Au final, le signal de la mise en place d’un plafond, en soit, est une bonne chose. Mais cette réforme, de part ses nombreuses faiblesses, permet aux agrocarburants de première génération de continuer à compter dans l’atteinte de l’objectif de 10% d’ENR dans les transports alors que, en comptant les facteurs CASI, ils émettent autant voir d’avantage que les carburants conventionnels (ce qui est tout de même un comble pour une mesure présente dans la directive ENR.)

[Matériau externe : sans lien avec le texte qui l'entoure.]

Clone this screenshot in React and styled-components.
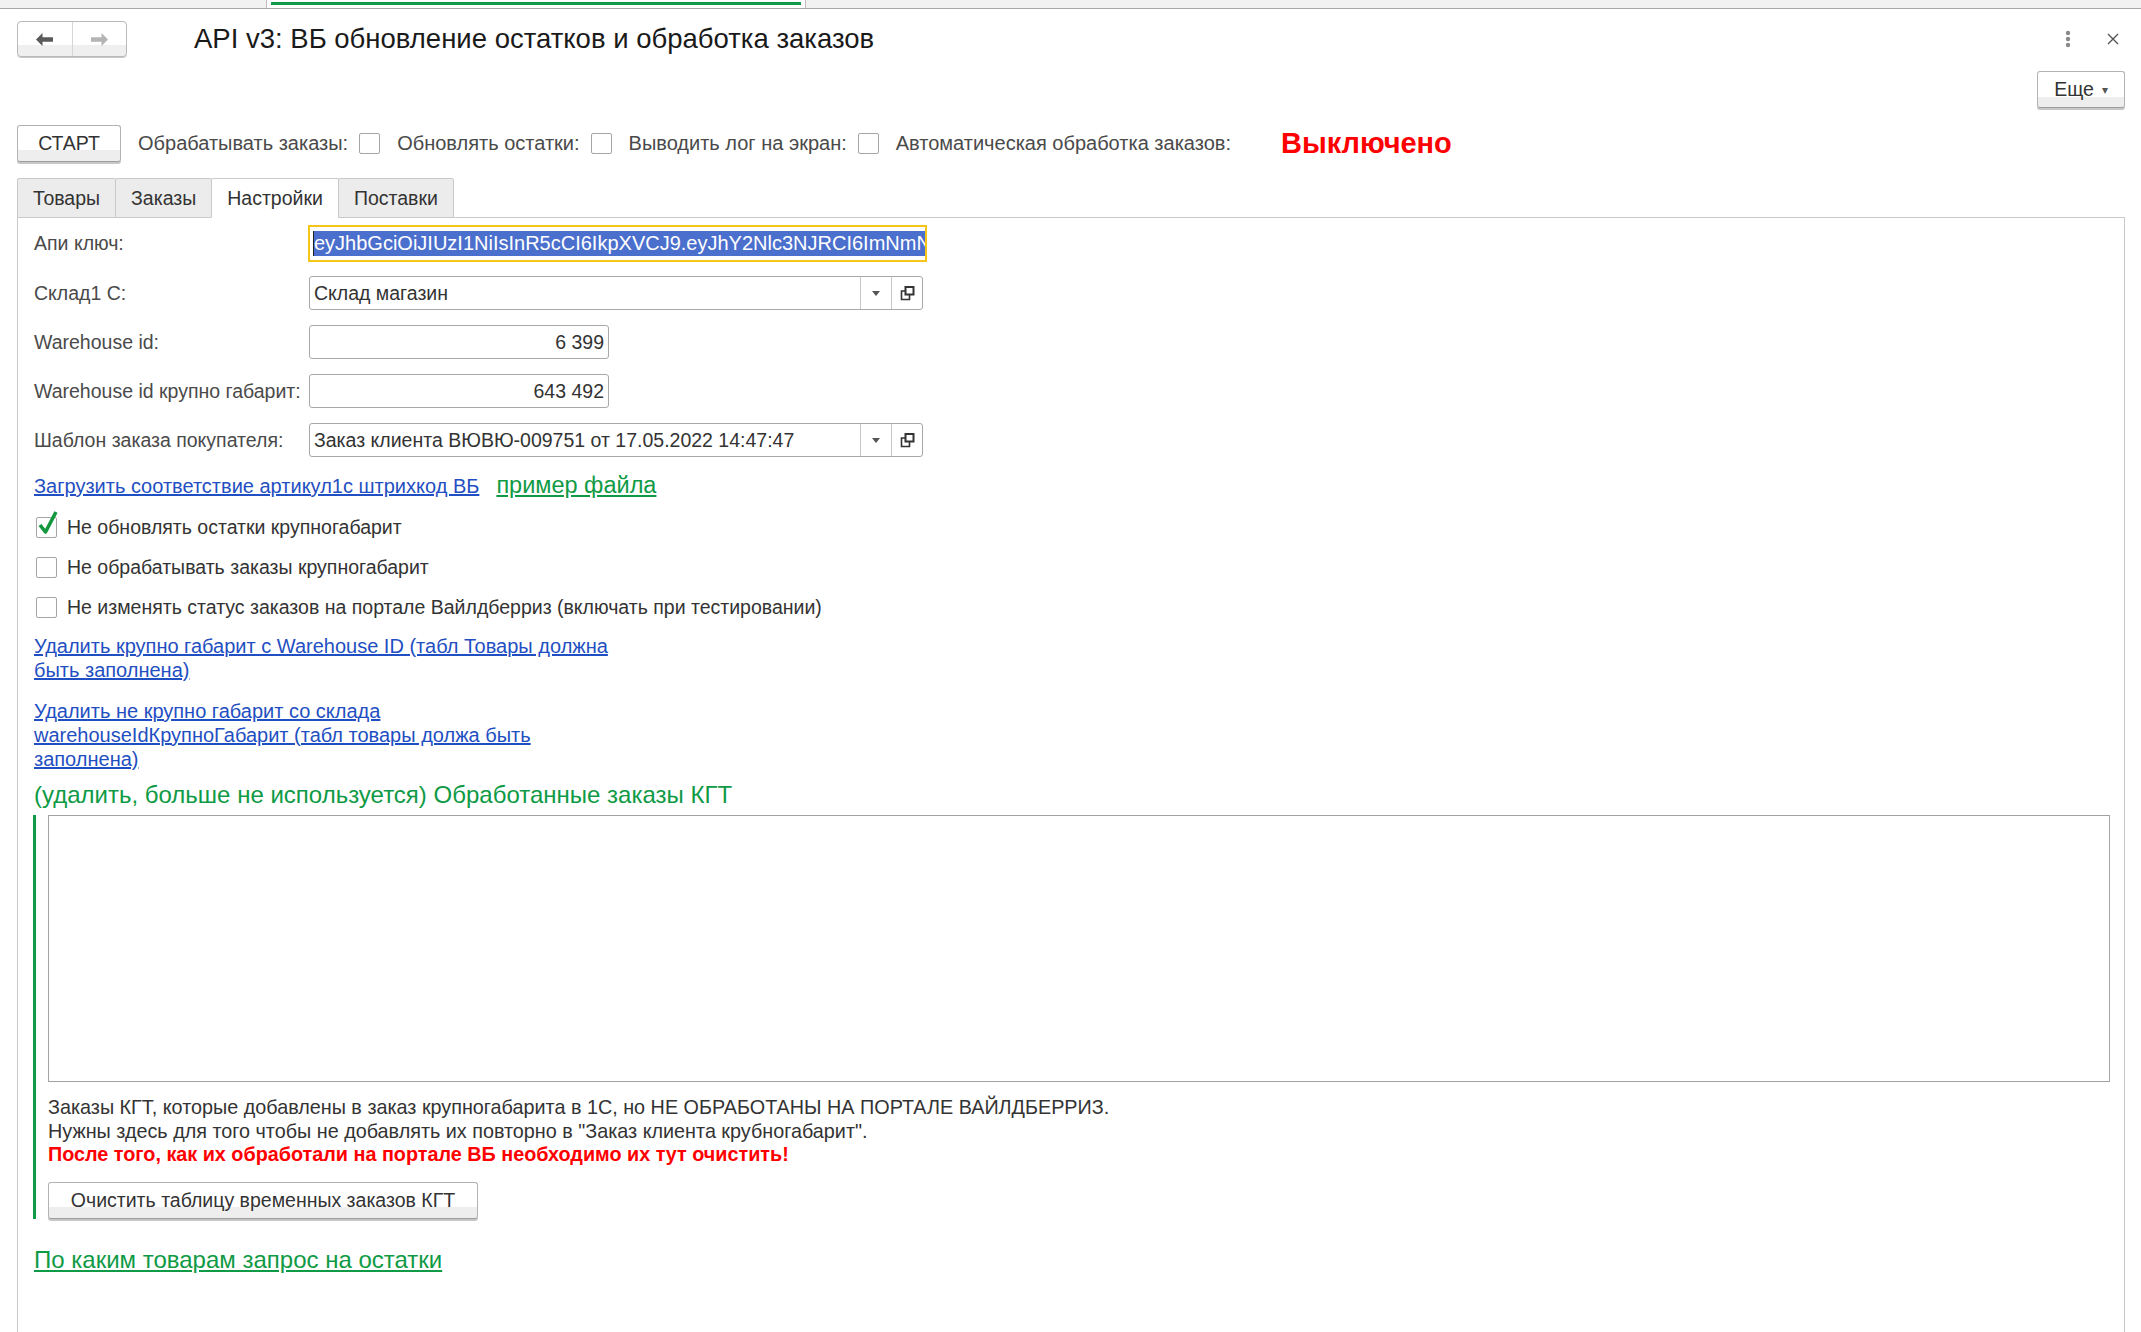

D’autre part, si nous devions retenir une chose de la précédente politique des agrocarburants, ce serait de se baser sur des études d’impact avant de fixer des objectifs de développement : or, c’est ce que l’Europe semble vouloir reproduire pour les biocarburants de 2ème et 3ème génération en fixant un sous-objectif à 0,5%. Même s’il n’est pas obligatoire, il émet un signal de développement auprès des filières concernées.

Si le vote de la commission ENVI devait être positif, le vote final en plénière pourrait avoir lieu le 29 avril prochain.

Maintenant, si cette réforme est voté, il faudra se concentrer sur le paquet Énergie – Climat de l’UE qui est en train d’être discuté, ainsi que l’arrivée des biocarburants de 2ème et 3ème génération.